Hadislerimiz

Peygamberimiz'in (sav) döneminden kutsal alıntılar.

Hoşgeldiniz, Hayırlı Akşamlar

Kasame

Hz. Peygamber (sav) şöyle buyurdu: "Zaman, döne döne Allah'ın arz ve semavatı yarattığı gündeki düzenini tekrar buldu. Sene on iki aydır. Bunlardan dördü haram aydır. Haram aylar da üç tanesi peş peşe gelir: "Zül-kade, Zü'l-hicce ve Muharrem. Bir de Cumadi ve Şaban ayları arasında yer alan Mudarlılar'ın Receb'i." Resulullah (sav) sordu: "Bu ay hangi aydır?" Biz: "Allah ve Resulü daha iyi bilir" dedik. Bir müddet sustu. Biz ayın ismini değiştirecek zannettik.
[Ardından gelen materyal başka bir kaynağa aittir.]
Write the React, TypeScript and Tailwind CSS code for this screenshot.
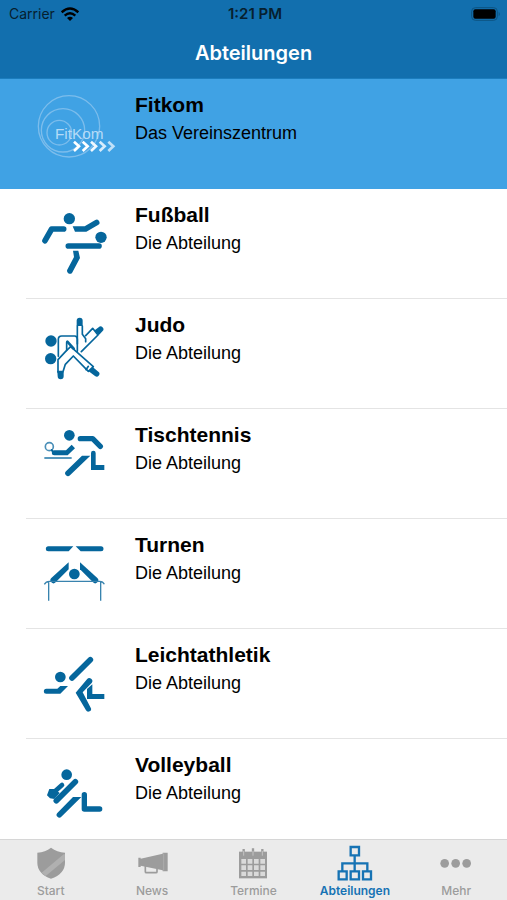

Ancak şunu söylediler: "Bu Zi'l-hicce değil mi?" "Evet!" karşılığını verdik. Devam etti: "Peki burası neresidir?" Biz: "Allah ve Resulü daha iyi bilir" cevabını verdik. Yine sustu ve bu bölgenin ismini değiştirecek vehmine kapıldık. "Burası haram bölge değil mi?" dedi. "Evet" dedik. "İçinde bulunduğunuz gün nedir?" diye tekrar sordu, biz yine: "Allah ve Resulü daha iyi bilir" dedik. Tekrar sustu ve biz yine günün ismini değiştirecek zannına düşmüştük ki: "Kurban günü değil mi?" dedi. "Evet" cevabımız üzerine sözüne devam etti: "Bilin ki, kanlarınız, mallarınız ve ırzlarınız birbirinize kesinlikle haramdır, tıpkı bu yerde, bu ayda şu gününüzün haram olması gibi. Rabbinize kavuştuğunuz zaman sizi yaptıklarınızdan hesaba çekecek. Sakın benden sonra birbirinizin boyunlarını vuran kafirler olmayın. Bu söylediklerimi duyanlar, duymayanlara ulaştırsunlar. Bazan söz kendisine ulaştırılan kimse, ulaştırılan sözü bizzat dinleyenden daha iyi beller." Resulullah (sav) sonra şunu ekledi: "Tebliğ ettim mi, tebliğ ettim mi?" Üç defa tekrarladı. "Evet" cevabımız üzerine: "Ya Rabbi şahid ol!" dedi. Müslim'in rivayetinde şu ziyade var: "Sonra Hz. Peygamber (sav) beyazı galebe çalan alaca iki koyuna yöneldi ve onları kesti. Sonra da koyunun bir parçasını alıp aramızda taksim etti." Rezin, rivayetin arasına şunu ilave eder: "Üç şey vardır, bir mü'minin kalbi onlara karşı ebediyen ihanet etmez; ameli sırf Allah için yapmak, idareyi elinde tutana karşı hayırhah olmak, Müslümanların cemaatine katılmak, çünkü onların duaları cemaate dahil olanların hepsini içine alır." İbnu'l-Esir: "Bu ziyadeyi ana kitaplarda (Kütüb-i Sitte) görmedim" der.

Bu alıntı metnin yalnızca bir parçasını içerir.